Washington

Congress is poised to spike a White House plan to transfer the Sea Grant programme from the National Oceanic and Atmospheric Administration (NOAA) to the National Science Foundation (NSF).

The National Sea Grant College Program, which supports research into pollution, sea-food safety and fisheries management, is strongly supported by members of Congress from coastal regions, who want NOAA to stay in charge.

At a hearing on 28 February of a subcommittee of the House of Representatives' science committee, scant support was voiced for the transfer, and four of the five witnesses strongly opposed it. They argued that the hallmark of Sea Grant — its links to local communities and organizations — would be lost if it moved to the NSF.

The House resources committee has already approved a bill that would keep the programme at NOAA for another five years, and the science committee is likely to follow suit. Rick DeVoe, president of the Sea Grant Association, says a bill in the Senate will be developed soon.

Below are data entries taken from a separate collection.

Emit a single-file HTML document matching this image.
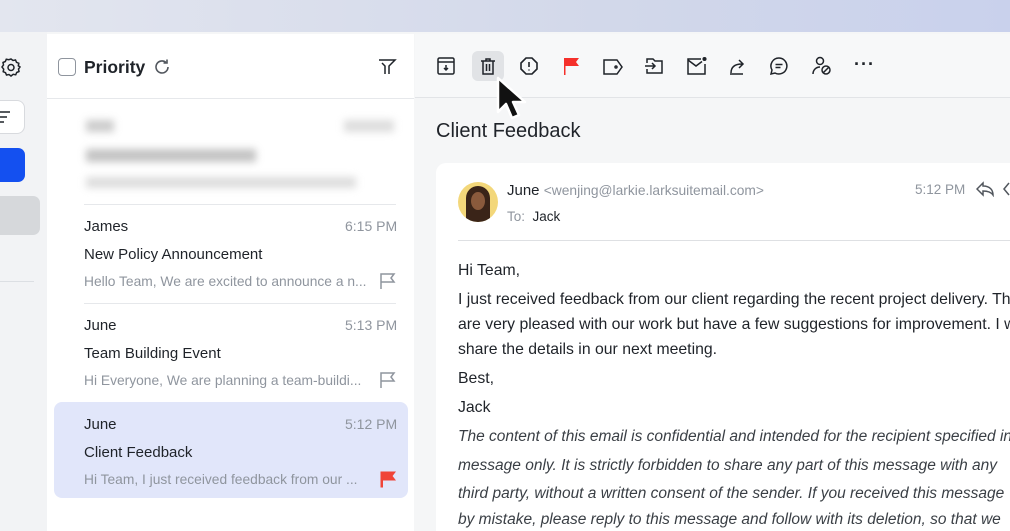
<!DOCTYPE html>
<html><head><meta charset="utf-8"><style>
*{margin:0;padding:0;box-sizing:border-box}
html,body{width:1010px;height:531px;overflow:hidden}
body{position:relative;font-family:"Liberation Sans",Arial,sans-serif;color:#1f2329;background:#f5f6f7}
.a{position:absolute;white-space:nowrap}
.top{left:0;top:0;width:1010px;height:32px;background:linear-gradient(90deg,#e3e6ef,#d2d8ea 60%,#c9d1ec)}
.side{left:0;top:32px;width:47px;height:499px;background:#f2f3f5}
.list{left:47px;top:34px;width:367px;height:497px;background:#fff}
.right{left:415px;top:34px;width:595px;height:497px;background:#f5f6f7}
.tb{left:415px;top:34px;width:595px;height:64px;background:#f7f8f9;border-bottom:1px solid #e2e4e7}
.card{left:436px;top:163px;width:600px;height:368px;background:#fff;border-radius:10px 10px 0 0}
.name{font-size:15px;color:#1f2329}
.time{font-size:14px;color:#8f959e}
.subj{font-size:15px;color:#1f2329}
.prev{font-size:13.8px;color:#8f959e}
.sep{height:1px;background:#e6e8eb}
.body{font-size:15.8px;color:#1f2329;left:458px}
.it{font-style:italic;color:#3a3f45;font-size:15.5px}
svg{position:absolute}
</style></head><body>
<div class="a top"></div>
<div class="a side"></div>
<div class="a list"></div>
<div class="a right"></div>
<div class="a tb"></div>

<svg style="left:1px;top:57px" width="20" height="20" viewBox="0 0 20 20" fill="none" stroke="#1f2329" stroke-width="1.5"><path d="M10 2l2 1.5 2.5-.5 1 2.3 2.3 1-.5 2.5L19 10l-1.5 2 .5 2.5-2.3 1-1 2.3-2.5-.5L10 19l-2-1.5-2.5.5-1-2.3-2.3-1 .5-2.5L1 10l1.5-2L2 5.5l2.3-1 1-2.3 2.5.5z"/><circle cx="10" cy="10.5" r="3"/></svg>
<div class="a" style="left:-10px;top:100px;width:35px;height:34px;border:1px solid #d8dade;border-radius:8px;background:#fff"></div>
<svg style="left:0;top:110px" width="12" height="14" stroke="#1f2329" stroke-width="1.5"><path d="M0 2h10M0 7h7M0 12h4"/></svg>
<div class="a" style="left:-10px;top:148px;width:35px;height:34px;background:#1450f0;border-radius:7px"></div>
<div class="a" style="left:-10px;top:196px;width:50px;height:39px;background:#d6d8db;border-radius:7px"></div>
<div class="a" style="left:0;top:281px;width:34px;height:1px;background:#dcdfe3"></div>

<div class="a" style="left:58px;top:58px;width:18px;height:18px;border:1.5px solid #8f959e;border-radius:4px"></div>
<div class="a" style="left:84px;top:57px;font-size:17.5px;font-weight:600;color:#1f2329">Priority</div>
<svg style="left:152px;top:57px" width="20" height="20" viewBox="0 0 20 20" fill="none" stroke="#51565d" stroke-width="1.6"><path d="M16 10a6 6 0 1 1-2-4.5"/><path d="M15 2.5V6h-3.5"/></svg>
<svg style="left:377px;top:57px" width="20" height="20" viewBox="0 0 20 20" fill="none" stroke="#1f2329" stroke-width="1.5"><path d="M2 3h16l-6 6v8M8 17V9L5 6"/></svg>
<div class="a sep" style="left:47px;top:98px;width:367px"></div>

<div class="a" style="left:84px;top:112px;width:312px;height:80px;filter:blur(4px);opacity:.5">
<div class="a" style="left:2px;top:8px;width:28px;height:12px;background:#999"></div>
<div class="a" style="left:260px;top:8px;width:50px;height:12px;background:#bbb"></div>
<div class="a" style="left:2px;top:37px;width:170px;height:13px;background:#888"></div>
<div class="a" style="left:2px;top:65px;width:270px;height:11px;background:#bbb"></div>
</div>
<div class="a sep" style="left:84px;top:204px;width:312px"></div>

<div class="a name" style="left:84px;top:218px">James</div>
<div class="a time" style="left:345px;top:218px">6:15 PM</div>
<div class="a subj" style="left:84px;top:246px">New Policy Announcement</div>
<div class="a prev" style="left:84px;top:274px">Hello Team, We are excited to announce a n...</div>
<svg style="left:379px;top:272px" width="18" height="18" fill="none" stroke="#8f959e" stroke-width="1.5"><path d="M2 17V2h13l-3 4 3 4H2"/></svg>
<div class="a sep" style="left:84px;top:303px;width:312px"></div>

<div class="a name" style="left:84px;top:317px">June</div>
<div class="a time" style="left:345px;top:317px">5:13 PM</div>
<div class="a subj" style="left:84px;top:345px">Team Building Event</div>
<div class="a prev" style="left:84px;top:373px">Hi Everyone, We are planning a team-buildi...</div>
<svg style="left:379px;top:371px" width="18" height="18" fill="none" stroke="#8f959e" stroke-width="1.5"><path d="M2 17V2h13l-3 4 3 4H2"/></svg>

<div class="a" style="left:54px;top:402px;width:354px;height:96px;background:#e1e6fa;border-radius:8px"></div>
<div class="a name" style="left:84px;top:416px">June</div>
<div class="a time" style="left:345px;top:416px">5:12 PM</div>
<div class="a subj" style="left:84px;top:444px">Client Feedback</div>
<div class="a prev" style="left:84px;top:472px">Hi Team, I just received feedback from our ...</div>
<svg style="left:379px;top:470px" width="18" height="18"><path d="M2 17V2h14l-3 4 3 4H3.5v7z" fill="#f04438" stroke="#f04438" stroke-width="1"/></svg>

<svg style="left:436px;top:56px" width="21" height="21" fill="none" stroke="#1f2329" stroke-width="1.5"><rect x="2" y="2" width="16" height="16" rx="1.5"/><path d="M2 6h16M10 9v5M8 12l2 2 2-2"/></svg>
<div class="a" style="left:472px;top:51px;width:32px;height:30px;background:#e1e3e6;border-radius:6px"></div>
<svg style="left:478px;top:56px" width="21" height="21" fill="none" stroke="#1f2329" stroke-width="1.5"><path d="M3 5h14M8 5V3h4v2M5 5v13h10V5M8.5 8v7M11.5 8v7"/></svg>
<svg style="left:519px;top:56px" width="21" height="21" fill="none" stroke="#1f2329" stroke-width="1.6"><path d="M7 2h6l5 5v6l-5 5H7l-5-5V7z"/><path d="M10 6v5M10 13.5v1"/></svg>
<svg style="left:561px;top:56px" width="21" height="21"><path d="M3 19V2h15l-3 4 3 4H4.5v9z" fill="#f5302b"/></svg>
<svg style="left:602px;top:57px" width="22" height="20" fill="none" stroke="#1f2329" stroke-width="1.5"><path d="M2 3h13l5 7-5 7H2z"/><circle cx="14" cy="10" r="1"/></svg>
<svg style="left:644px;top:56px" width="21" height="21" fill="none" stroke="#1f2329" stroke-width="1.5"><path d="M3 7V3h6l2 2h7v12H3v-4"/><path d="M1 10h10M8 7l3 3-3 3"/></svg>
<svg style="left:686px;top:56px" width="22" height="21" fill="none" stroke="#1f2329" stroke-width="1.5"><path d="M15 3H2v15h17V8"/><path d="M2 4l8 6 6-4.5"/><circle cx="18.5" cy="3" r="1.3" fill="#1f2329"/></svg>
<svg style="left:728px;top:56px" width="21" height="21" fill="none" stroke="#1f2329" stroke-width="1.5"><path d="M3 17c0-6 4-9 11-9M11 4l4 4-4 4M2 18h13"/></svg>
<svg style="left:769px;top:56px" width="21" height="21" fill="none" stroke="#1f2329" stroke-width="1.5"><path d="M10 2a8 8 0 1 1-4 15l-4 1 1-4A8 8 0 0 1 10 2z"/><path d="M6.5 8.5h7M6.5 11.5h5"/></svg>
<svg style="left:811px;top:55px" width="22" height="22" fill="none" stroke="#1f2329" stroke-width="1.5"><circle cx="9" cy="6" r="3.5"/><path d="M2 19c0-4 3-7 7-7"/><circle cx="15" cy="15" r="4"/><path d="M12.5 17.5l5-5"/></svg>
<div class="a" style="left:854px;top:54px;font-size:18px;letter-spacing:1px;font-weight:bold">···</div>
<svg style="left:495px;top:76px" width="36" height="48" viewBox="0 0 36 48"><path d="M3 2v34l8-8 6 14 7-3-6-13h12z" fill="#111" stroke="#fff" stroke-width="2.5" stroke-linejoin="round"/></svg>

<div class="a" style="left:436px;top:120px;font-size:20px;color:#1f2329">Client Feedback</div>

<div class="a card"></div>
<div class="a" style="left:458px;top:182px;width:40px;height:40px;border-radius:50%;background:#f3d77a;overflow:hidden">
<div class="a" style="left:8px;top:4px;width:24px;height:40px;border-radius:12px 12px 4px 4px;background:#3a2418"></div>
<div class="a" style="left:13px;top:10px;width:14px;height:18px;border-radius:50%;background:#8a5a3c"></div>
</div>
<div class="a" style="left:507px;top:182px;font-size:15px">June <span style="font-size:13.8px;color:#8f959e">&lt;wenjing@larkie.larksuitemail.com&gt;</span></div>
<div class="a" style="left:507px;top:209px;font-size:13.5px;color:#8f959e">To:&nbsp; <span style="color:#1f2329">Jack</span></div>
<div class="a time" style="left:915px;top:182px;font-size:13.5px">5:12 PM</div>
<svg style="left:976px;top:181px" width="18" height="16" fill="none" stroke="#51565d" stroke-width="1.5"><path d="M7 2L1 8l6 6V10c5 0 8 1 10 4 0-5-3-9-10-9z"/></svg>
<svg style="left:1003px;top:181px" width="10" height="16" fill="none" stroke="#51565d" stroke-width="1.5"><path d="M6 2L1 8l5 6"/></svg>
<div class="a sep" style="left:458px;top:240px;width:560px;background:#dee0e3"></div>

<div class="a body" style="top:262px">Hi Team,</div>
<div class="a body" style="top:291px">I just received feedback from our client regarding the recent project delivery. They</div>
<div class="a body" style="top:316px">are very pleased with our work but have a few suggestions for improvement. I will</div>
<div class="a body" style="top:341px">share the details in our next meeting.</div>
<div class="a body" style="top:370px">Best,</div>
<div class="a body" style="top:399px">Jack</div>
<div class="a body it" style="top:428px">The content of this email is confidential and intended for the recipient specified in</div>
<div class="a body it" style="top:457px">message only. It is strictly forbidden to share any part of this message with any</div>
<div class="a body it" style="top:485px">third party, without a written consent of the sender. If you received this message</div>
<div class="a body it" style="top:511px">by mistake, please reply to this message and follow with its deletion, so that we</div>
</body></html>
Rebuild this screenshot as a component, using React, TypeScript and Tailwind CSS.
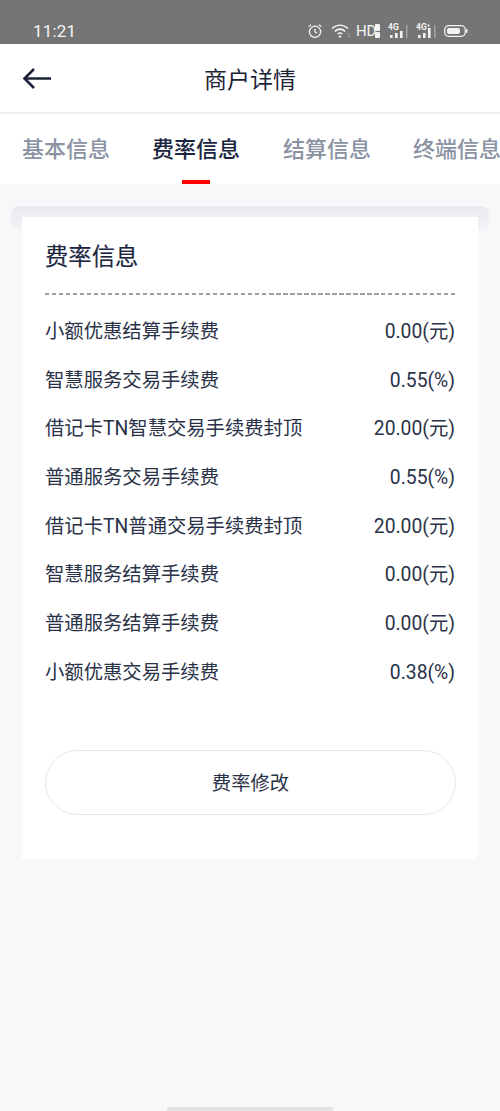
const FONT = "font-['Roboto','Noto_Sans_CJK_SC',sans-serif]";

const rows: [string, string][] = [
  ["小额优惠结算手续费", "0.00(元)"],
  ["智慧服务交易手续费", "0.55(%)"],
  ["借记卡TN智慧交易手续费封顶", "20.00(元)"],
  ["普通服务交易手续费", "0.55(%)"],
  ["借记卡TN普通交易手续费封顶", "20.00(元)"],
  ["智慧服务结算手续费", "0.00(元)"],
  ["普通服务结算手续费", "0.00(元)"],
  ["小额优惠交易手续费", "0.38(%)"],
];

function StatusIcons() {
  return (
    <div className="flex items-center text-[#f4f4f4]">
      <svg width="16" height="16" viewBox="0 0 16 16" fill="none" stroke="currentColor" strokeWidth="1.3" className="mr-[8px]">
        <circle cx="8" cy="8.8" r="5.6" />
        <path d="M8 5.8V9l2 1.2M1.8 3.6 4 1.8M14.2 3.6 12 1.8" />
      </svg>
      <svg width="20" height="16" viewBox="0 0 20 16" fill="none" stroke="currentColor" strokeWidth="1.5" className="mr-[5px]">
        <path d="M1 5.5C6 1 12 1 17 5.5M3.8 8.4C7 5.6 11 5.6 14.2 8.4M6.6 11C8 9.8 10 9.8 11.4 11" />
        <circle cx="9" cy="13.6" r="1.2" fill="currentColor" stroke="none" />
        <path d="M17 10.5l1.5 1.5M17 13.5h1.5" strokeWidth="0.8" opacity="0.7" />
      </svg>
      <span className="text-[15px] leading-none w-[19px] tracking-[-0.3px]">HD</span>
      <div className="flex flex-col gap-px mr-[8px]">
        <span className="w-[5px] h-[7px] bg-[#f4f4f4] rounded-[1px]" />
        <span className="w-[5px] h-[6px] bg-[#f4f4f4] rounded-[1px]" />
      </div>
      <svg width="20" height="16" viewBox="0 0 20 16" className="mr-[8px]">
        <text x="0" y="7" fontSize="8.5" fontWeight="700" fill="currentColor" fontFamily="Roboto">4G</text>
        <rect x="2" y="12" width="2.6" height="3" fill="currentColor" />
        <rect x="7" y="10" width="2.6" height="5" fill="currentColor" />
        <rect x="12" y="8" width="2.6" height="7" fill="currentColor" />
        <rect x="18" y="2" width="1.6" height="13" fill="#a0a0a0" />
      </svg>
      <svg width="20" height="16" viewBox="0 0 20 16" className="mr-[8px]">
        <text x="0" y="7" fontSize="8.5" fontWeight="700" fill="currentColor" fontFamily="Roboto">4G⁺</text>
        <rect x="2" y="12" width="2.6" height="3" fill="currentColor" />
        <rect x="7" y="10" width="2.6" height="5" fill="currentColor" />
        <rect x="12" y="5" width="2.6" height="10" fill="currentColor" />
        <rect x="18" y="2" width="1.6" height="13" fill="#a0a0a0" />
      </svg>
      <svg width="24" height="14" viewBox="0 0 24 14" fill="none">
        <rect x="0.7" y="1.7" width="20.6" height="10.6" rx="4" stroke="currentColor" strokeWidth="1.3" />
        <rect x="3" y="4" width="13" height="6" rx="2" fill="currentColor" />
        <rect x="22.2" y="5" width="1.4" height="4" rx="0.7" fill="currentColor" />
      </svg>
    </div>
  );
}

export default function App() {
  return (
    <div className={`${FONT} w-[500px] h-[1111px] relative overflow-hidden bg-[#f7f8fa] flex flex-col`}>
      <div className="h-[44px] bg-[#757575] flex items-end pb-[1px] pl-[33px] pr-[32px] justify-between">
        <span className="text-[#f4f4f4] text-[17px] leading-[24px] tracking-[0.2px]">11:21</span>
        <div className="pb-[4px]"><StatusIcons /></div>
      </div>

      <div className="h-[70px] bg-white border-b-[2px] border-[#efefef] flex items-center justify-center relative">
        <svg className="absolute left-[22px] top-[22px]" width="30" height="24" viewBox="0 0 30 24" fill="none" stroke="#1b2336" strokeWidth="2.6">
          <path d="M29 12.5H3M12 3 2.5 12.5 12 22" />
        </svg>
        <span className="text-[23px] text-[#1b2336] leading-none pt-[4px]">商户详情</span>
      </div>

      <div className="h-[70px] bg-white relative overflow-hidden flex items-start pt-[21px] whitespace-nowrap text-[22px] font-medium leading-[30px] text-[#8a92a3]">
        <span className="ml-[22px] w-[88px] shrink-0">基本信息</span>
        <span className="ml-[42px] w-[88px] shrink-0 text-[#1b2540] flex justify-center">费率信息</span>
        <span className="ml-[43px] w-[88px] shrink-0">结算信息</span>
        <span className="ml-[42px] w-[88px] shrink-0">终端信息</span>
        <span className="absolute left-[182px] bottom-0 w-[28px] h-[4px] bg-[#ff0000]" />
      </div>

      <div className="relative flex-1 pt-[33px] px-[22px]">
        <div className="absolute left-[11px] right-[11px] top-[22px] h-[23px] rounded-[8px] bg-[linear-gradient(#e8eaee,#f2f3f6)]" />
        <div className="relative bg-white h-[642px] pl-[23px] pr-[22px] flex flex-col">
          <div className="text-[23.33px] text-[#1b2540] leading-[30px] mt-[25px] [-webkit-text-stroke:0.15px_#1b2540]">费率信息</div>
          <div className="mt-[21px] h-[1.5px] bg-[repeating-linear-gradient(90deg,#9a9fa9_0,#9a9fa9_4.5px,transparent_4.5px,transparent_7px)]" />
          <div className="mt-[13.5px] flex flex-col">
            {rows.map(([label, value]) => (
              <div key={label} className="h-[48.7px] flex items-center justify-between text-[19.33px] text-[#2a3248]">
                <span>{label}</span>
                <span className="pr-[1px]">{value}</span>
              </div>
            ))}
          </div>
          <button className="mt-[52.5px] h-[65px] w-full rounded-full border border-[#e7e8ea] bg-white pt-[3px] text-[19.33px] text-[#2a3248]">
            费率修改
          </button>
        </div>
      </div>

      <div className="absolute left-[167px] bottom-0 w-[166px] h-[4px] bg-[#e2e3e5]" />
    </div>
  );
}
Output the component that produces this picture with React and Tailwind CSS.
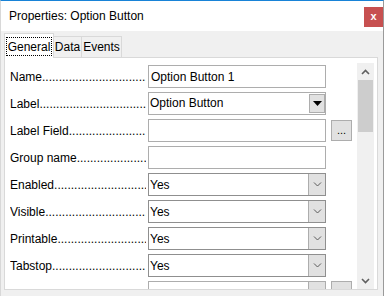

“We are optimistic that the House will be able to bring legislation to the floor in the coming months that will reauthorize Sea Grant at NOAA and provide the programme with a robust funding increase,” says Carolyn Thoroughgood, president of the Consortium for Oceanographic Research and Education, which lobbies for oceanographic research. But the funding increase, at least, remains uncertain, congressmen say.

If the transfer is derailed in Congress, it will be the second time this year that a plan by the White House Office of Management and Budget to widen the NSF's remit has failed. Its proposed transfer to the NSF of three Smithsonian Institution research centres was abandoned in January (see Nature 415, 252; 2002).